• **Description of the task**
Restate all of the data exactly.

• **Recorded data**

--------------------------------

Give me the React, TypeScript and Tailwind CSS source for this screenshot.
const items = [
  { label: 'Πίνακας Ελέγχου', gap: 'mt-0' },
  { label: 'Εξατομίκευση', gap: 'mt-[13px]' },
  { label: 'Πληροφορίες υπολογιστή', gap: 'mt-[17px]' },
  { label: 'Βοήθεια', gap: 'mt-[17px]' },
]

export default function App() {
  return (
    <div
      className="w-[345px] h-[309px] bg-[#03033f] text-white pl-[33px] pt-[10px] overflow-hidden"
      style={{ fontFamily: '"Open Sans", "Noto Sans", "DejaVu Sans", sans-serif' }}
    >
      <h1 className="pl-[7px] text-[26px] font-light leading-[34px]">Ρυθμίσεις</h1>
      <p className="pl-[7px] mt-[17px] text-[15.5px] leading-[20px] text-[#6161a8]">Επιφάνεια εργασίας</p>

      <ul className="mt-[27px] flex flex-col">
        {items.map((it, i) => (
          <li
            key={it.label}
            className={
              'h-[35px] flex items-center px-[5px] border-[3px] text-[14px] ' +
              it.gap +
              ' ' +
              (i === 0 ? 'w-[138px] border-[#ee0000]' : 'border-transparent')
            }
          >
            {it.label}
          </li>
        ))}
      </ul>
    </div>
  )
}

--------------------------------

• **Result**
Give me the React, TypeScript and Tailwind CSS source for this screenshot.
const items = [
  { label: 'Πίνακας Ελέγχου', gap: 'mt-0' },
  { label: 'Εξατομίκευση', gap: 'mt-[13px]' },
  { label: 'Πληροφορίες υπολογιστή', gap: 'mt-[17px]' },
  { label: 'Βοήθεια', gap: 'mt-[17px]' },
]

export default function App() {
  return (
    <div
      className="w-[345px] h-[309px] bg-[#03033f] text-white pl-[33px] pt-[10px] overflow-hidden"
      style={{ fontFamily: '"Open Sans", "Noto Sans", "DejaVu Sans", sans-serif' }}
    >
      <h1 className="pl-[7px] text-[26px] font-light leading-[34px]">Ρυθμίσεις</h1>
      <p className="pl-[7px] mt-[17px] text-[15.5px] leading-[20px] text-[#6161a8]">Επιφάνεια εργασίας</p>

      <ul className="mt-[27px] flex flex-col">
        {items.map((it, i) => (
          <li
            key={it.label}
            className={
              'h-[35px] flex items-center px-[5px] border-[3px] text-[14px] ' +
              it.gap +
              ' ' +
              (i === 0 ? 'w-[138px] border-[#ee0000]' : 'border-transparent')
            }
          >
            {it.label}
          </li>
        ))}
      </ul>
    </div>
  )
}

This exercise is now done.